In 2004, when I began writing the script for LOOK, STRANGER, I envisioned a spare, visual story about a displaced woman trying to get home through an extraordinarily hostile environment. I foresaw the emotional core of my story being about the connections the woman made with different characters along the way and how she was transformed and enlightened by her journey. The film would be a testament to hope in a dark world.

But films have a mysterious personality all of their own that pushes them into being the stories they long to be. By the time I finished filming and editing, the film’s story had become a tragedy. The damage from the war was so deeply wound into the woman’s existence that she was no longer capable of connecting emotionally with others. Her journey had not only brought her home to a shell of a house, it had brought her home to a spiritual shell. Is there hope in a dark world?

“Who’s there?” is the first question in Shakespeare’s Hamlet, and to me, one of the most mysterious questions in Western literature. It suggests so much more: Why are we here? Is there a witness to my suffering? Am I alone? I’ve always been drawn to this question and felt it should be the emotional idea driving the woman as she struggles with grief, loss, her past, and a world seemingly absent of a god. I felt also that the question resonated with the desire of refugees all over the world to believe that somewhere, somehow, someone was bearing witness to their displacement. Do you see me?

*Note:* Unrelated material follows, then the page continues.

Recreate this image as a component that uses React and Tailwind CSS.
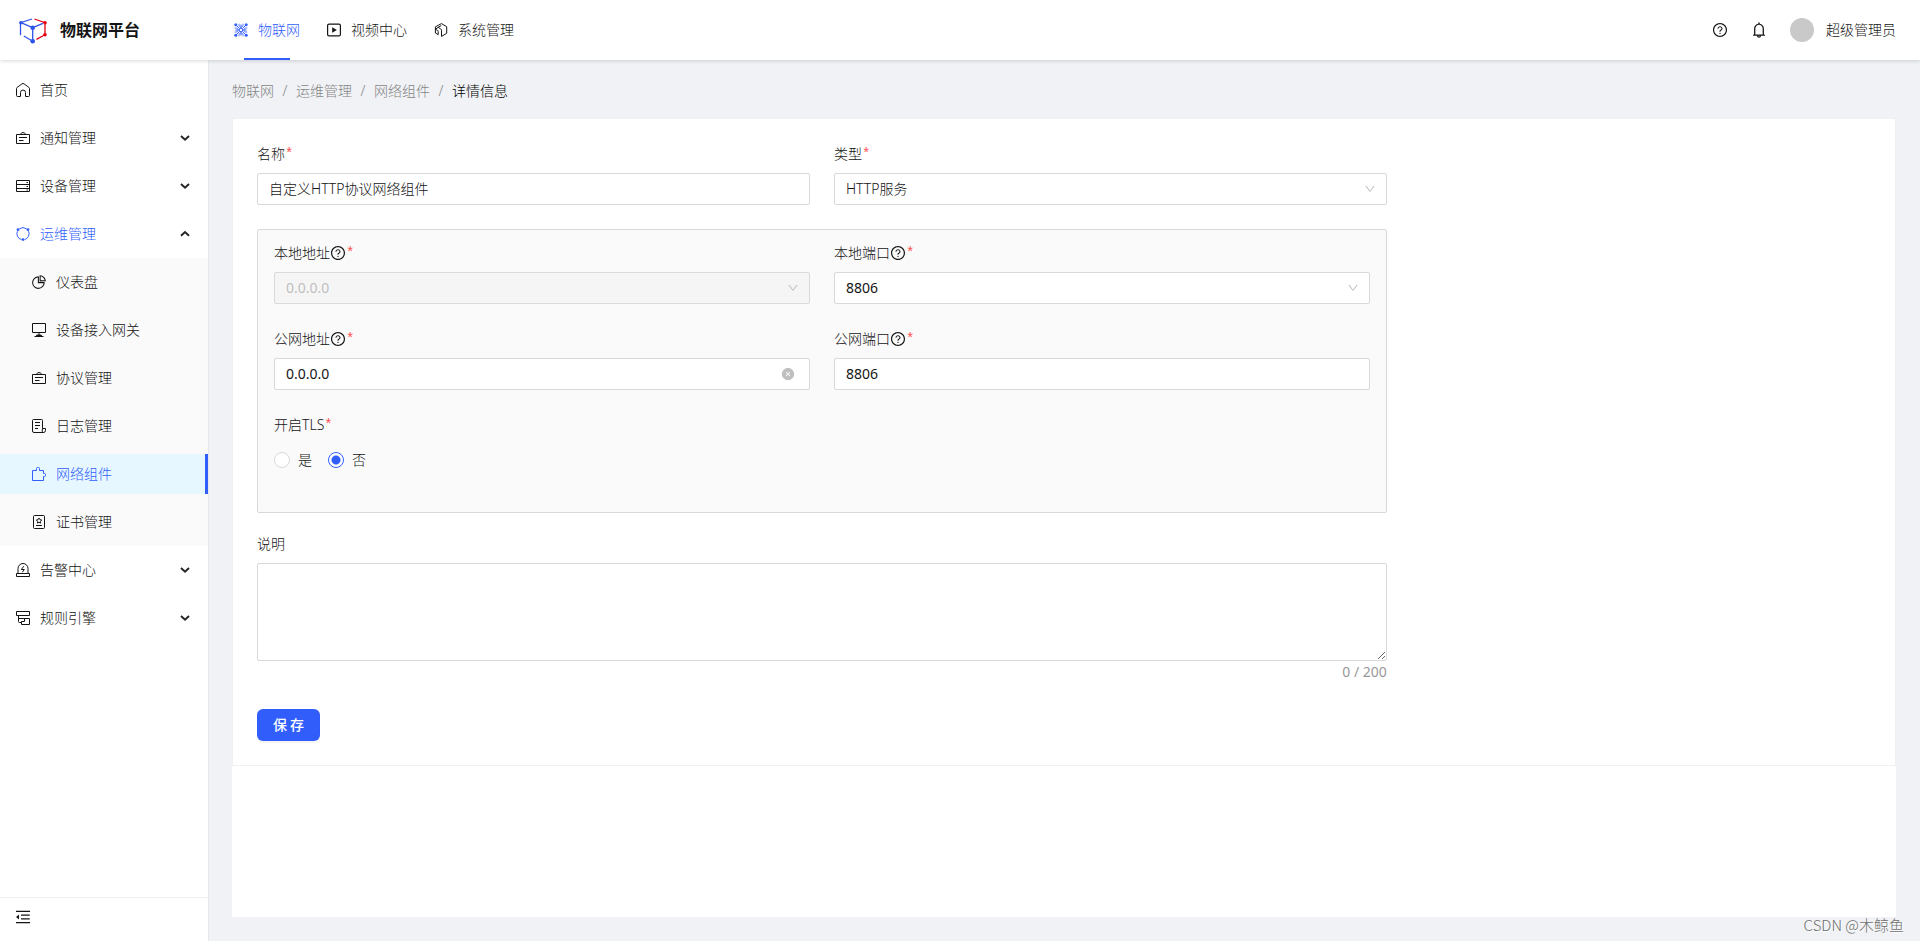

My intention with this first film is to tell a story that narrates the physical drama of a displaced person. But I hope the film also offers a vision of something more enigmatic: some of the mystery and loneliness of spiritual longing.

The landscape is an important main character in the film’s story, and it was the point of departure from which the rest of the visual design of the film was created. Searching for an evocative but geographically ambiguous setting, I scouted locations in the western United States, northeastern Turkey, and the Republic of Georgia before finding the right combination of beauty and desolation in the mountains and neglected urban towns of southwestern Serbia. I wanted to suggest something bitter and melancholic in the contrast between the film’s beautiful natural world and the ugliness of the film’s manmade ruins, abandoned buildings, and scattered trash.

Working with very little, Nevena Mijuskovic, the production designer, was extremely resourceful at creating a cohesive environment that for the most part defies time, place, and language. COME AND SEE, STALKER, and THE LAST BATTLE were a few of the cinematic influences we discussed when designing the look and feel of the film’s exteriors. We also strove to create a sense of claustrophobia in the film’s interiors, and worked with the rule that no prop should be in the film that couldn’t be found at a trash dump or carried over a long period and distance.

Michael Simmonds, the cinematographer, was, along with the lead cast, my most important creative collaborator, and he and I prepped the look of the film extensively. We worked with two central visual ideas: First, a dangerous world that’s difficult to see clearly and that’s in continual conflict with the characters moving through it. Secondly, a world that is experienced only with available light, firelight, and fluorescent camping light. These two ideas contribute to the film’s tension and to its realism. To balance this, Simmonds used vintage Cooke lenses that give the film a soft, dream-like quality, and that allow us to sense some of the woman’s inner, psychological world.

As soon as I met the actress Anamaria Marinca I knew she was the right person to play the protagonist of the film. Her combination of intelligence, strength, and moral vigor, both as a person and as an artist, would make this character complex, inspiring, irritating, moving, and believable.

The man in my story was much more challenging to cast. I wanted to portray a male character not typically represented in the war film genre: a man who doesn’t belong in a war environment at all, who finds himself severed from civil society and at a loss for an identity in a world of male brutality. When I met Tom Burke, I was moved by the sensitivity and inner conflict he was able to project. Within the story, his character’s vulnerability is a complicated contrast to the female character’s toughness.

Last but not least: the child. During an extensive casting process in which I met boys from all different nationalities and backgrounds, I became more and more convinced that the child should be played by a gypsy. In the film, the child character may be a real child being remembered, a ghost, a spiritual witness, or the woman’s alter ego. I felt this ambiguity fit well with the mystery and itinerant history of gypsies. When I met with a group of thirty local gypsy boys near our mountain town, there was one girl who had stubbornly insisted on tagging along with her brothers. She was the most gifted of the whole group, but she was a girl, and I had envisioned the character as a boy. After the audition was over, she ran and jumped into one of our production vans parked outside and refused to climb out. The role was cast there and then. How could I make a film about a woman’s refusal to give up and not be moved by the fight in this six year-old girl? Valentina Berisa cast herself.